-- BEGIN Data shown --

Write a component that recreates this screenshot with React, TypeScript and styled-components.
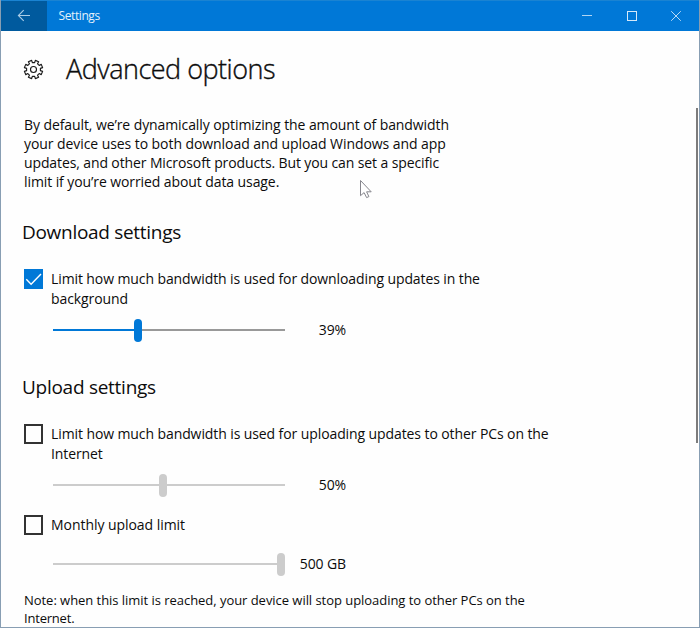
import React from "react";
import styled, { createGlobalStyle, css } from "styled-components";

const Global = createGlobalStyle`
  * { box-sizing: border-box; }
  html, body { margin: 0; padding: 0; overflow: hidden; }
  body { font-family: "Open Sans", "Noto Sans", sans-serif; color: #0c0c0c; }
`;

const Window = styled.div`
  position: relative;
  width: 700px;
  height: 628px;
  overflow: hidden;
  background: #fefefe;
  border: solid #889eb3;
  border-width: 0 1px 1px 1px;
`;

const TitleBar = styled.header`
  display: flex;
  height: 31px;
  background: #0078d7;
  color: #e4f1fb;
  border-top: 1px solid #1a83d2;
`;

const BackButton = styled.button`
  display: flex;
  width: 46px;
  height: 30px;
  padding: 0 0 2px 16px;
  align-items: center;
  border: 0;
  background: #005a9e;
`;

const WindowTitle = styled.span`
  flex: 1;
  padding-left: 11.5px;
  font-size: 12px;
  line-height: 30px;
  letter-spacing: -0.4px;
`;

const WindowButtons = styled.div`
  display: flex;
  width: 134px;
`;

const WindowButton = styled.button`
  display: flex;
  flex: 1;
  padding: 0;
  align-items: center;
  justify-content: center;
  border: 0;
  background: transparent;
`;

const Heading = styled.div`
  display: flex;
  height: 78px;
  padding-left: 22px;
  align-items: center;
`;

const GearIcon = styled.svg`
  margin-bottom: 1px;
`;

const PageTitle = styled.h1<{ $track: number }>`
  margin: -2px 0 0 22px;
  font-size: 27px;
  font-weight: 300;
  line-height: 40px;
  letter-spacing: ${(p) => p.$track}px;
  -webkit-text-stroke: 0.35px currentColor;
`;

const Content = styled.main`
  padding: 6px 0 0 23px;
`;

const Line = styled.span<{ $track?: number }>`
  display: block;
  width: max-content;
  white-space: pre;
  letter-spacing: ${(p) => p.$track ?? 0}px;
`;

const Intro = styled.p`
  margin: 0;
  height: 76px;
  font-size: 14px;
  line-height: 19px;
`;

const SectionTitle = styled.h2<{ $top: number; $track: number }>`
  margin: ${(p) => p.$top}px 0 0 -2px;
  font-size: 19px;
  font-weight: 400;
  line-height: 26px;
  letter-spacing: ${(p) => p.$track}px;
`;

const Option = styled.label<{ $top: number }>`
  display: flex;
  height: 38px;
  margin-top: ${(p) => p.$top}px;
  gap: 8px;
  font-size: 14px;
  line-height: 20px;
`;

const Box = styled.span<{ $checked?: boolean }>`
  display: flex;
  width: 19px;
  height: 20px;
  border: 2px solid #333;
  ${(p) => p.$checked && css`border: 0; background: #0078d7;`}
`;

const SliderRow = styled.div<{ $top: number }>`
  display: flex;
  height: 24px;
  margin: ${(p) => p.$top}px 0 0 29px;
  align-items: center;
`;

const Slider = styled.div`
  display: flex;
  width: 232px;
  align-items: center;
`;

const Track = styled.span<{ $color: string }>`
  height: 2px;
  background: ${(p) => p.$color};
`;

const Thumb = styled.span<{ $color: string }>`
  width: 8px;
  height: 23px;
  border-radius: 4px;
  background: ${(p) => p.$color};
`;

const Value = styled.output`
  width: 61px;
  text-align: right;
  font-size: 14px;
  line-height: 20px;
  letter-spacing: -0.12px;
`;

const Note = styled.p`
  margin: 15px 0 0;
  font-size: 13px;
  line-height: 18px;
`;

const ScrollThumb = styled.div`
  position: absolute;
  top: 108px;
  right: 1px;
  width: 2px;
  height: 335px;
  background: #7c7c7c;
`;

const Pointer = styled.svg`
  position: absolute;
  left: 358px;
  top: 179px;
`;

const Gear = () => {
  const pts: string[] = [];
  const n = 8;
  for (let i = 0; i < n; i++) {
    const c = (i * 360) / n + 22.5;
    [[-13, 7], [-11, 9.3], [11, 9.3], [13, 7]].forEach(([d, r]) => {
      const a = ((c + d) * Math.PI) / 180;
      pts.push(`${(10.5 + r * Math.cos(a)).toFixed(2)},${(10.5 + r * Math.sin(a)).toFixed(2)}`);
    });
  }
  return (
    <GearIcon width="21" height="21" viewBox="0 0 21 21" fill="none" stroke="#1a1a1a" strokeWidth="1.15" strokeLinejoin="round">
      <polygon points={pts.join(" ")} />
      <circle cx="10.5" cy="10.5" r="3" />
    </GearIcon>
  );
};

type SliderProps = { top: number; before: number; value: string; active?: boolean };

const SettingSlider = ({ top, before, value, active }: SliderProps) => (
  <SliderRow $top={top}>
    <Slider>
      <Track $color={active ? "#0078d7" : "#cccccc"} style={{ width: before }} />
      <Thumb $color={active ? "#0078d7" : "#cccccc"} />
      <Track $color={active ? "#999999" : "#cccccc"} style={{ width: 224 - before }} />
    </Slider>
    <Value>{value}</Value>
  </SliderRow>
);

export default function App() {
  return (
    <Window>
      <Global />
      <TitleBar>
        <BackButton aria-label="Back">
          <svg width="14" height="13" viewBox="0 0 14 13" fill="none" stroke="#a9cce6" strokeWidth="1.1">
            <path d="M13 6.5H1.5M6.7 1.2 1.4 6.5l5.3 5.3" />
          </svg>
        </BackButton>
        <WindowTitle>Settings</WindowTitle>
        <WindowButtons>
          <WindowButton aria-label="Minimize">
            <svg width="10" height="10" viewBox="0 0 10 10"><path d="M0 4.5h10" stroke="#b0d5f3" /></svg>
          </WindowButton>
          <WindowButton aria-label="Maximize">
            <svg width="10" height="10" viewBox="0 0 10 10"><rect x=".5" y=".5" width="9" height="9" fill="none" stroke="#d5e9f9" /></svg>
          </WindowButton>
          <WindowButton aria-label="Close">
            <svg width="11" height="10" viewBox="0 0 11 10"><path d="m.2.2 9.6 9.6M9.8.2.2 9.8" stroke="#b9daf5" /></svg>
          </WindowButton>
        </WindowButtons>
      </TitleBar>
      <Heading>
        <Gear />
        <PageTitle $track={-0.5}>Advanced options</PageTitle>
      </Heading>
      <Content>
        <Intro>
          <Line $track={-0.09}>By default, we’re dynamically optimizing the amount of bandwidth </Line>
          <Line $track={-0.07}>your device uses to both download and upload Windows and app </Line>
          <Line $track={-0.115}>updates, and other Microsoft products. But you can set a specific </Line>
          <Line $track={-0.09}>limit if you’re worried about data usage.</Line>
        </Intro>
        <SectionTitle $top={28} $track={-0.3}>Download settings</SectionTitle>
        <Option $top={24}>
          <Box $checked>
            <svg width="19" height="20" viewBox="0 0 19 20" fill="none" stroke="#fff" strokeWidth="1.4"><path d="m2.3 10.3 4.8 4.9L17 5" /></svg>
          </Box>
          <span>
            <Line $track={-0.1}>Limit how much bandwidth is used for downloading updates in the </Line>
            <Line $track={-0.1}>background</Line>
          </span>
        </Option>
        <SettingSlider top={11} before={80.5} value="39%" active />
        <SectionTitle $top={32} $track={-0.27}>Upload settings</SectionTitle>
        <Option $top={24}>
          <Box />
          <span>
            <Line $track={-0.095}>Limit how much bandwidth is used for uploading updates to other PCs on the </Line>
            <Line $track={-0.1}>Internet</Line>
          </span>
        </Option>
        <SettingSlider top={11} before={106} value="50%" />
        <Option $top={18}>
          <Box />
          <Line $track={-0.05}>Monthly upload limit</Line>
        </Option>
        <SettingSlider top={-1} before={224} value="500 GB" />
        <Note>
          <Line $track={-0.04}>Note: when this limit is reached, your device will stop uploading to other PCs on the </Line>
          <Line $track={-0.2}>Internet.</Line>
        </Note>
      </Content>
      <ScrollThumb />
      <Pointer width="14" height="20" viewBox="0 0 14 20">
        <path d="M1.5 1.5v15.2l3.6-3.1 2.5 5 2.3-1-2.3-4.8h4.6z" fill="#fff" stroke="#85858c" strokeWidth="1" />
      </Pointer>
    </Window>
  );
}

-- END Data shown --

● Written problem:
Within the material above, find the lines that contain the word "React"; copy them.

● Completed task:
Write a component that recreates this screenshot with React, TypeScript and styled-components.
import React from "react";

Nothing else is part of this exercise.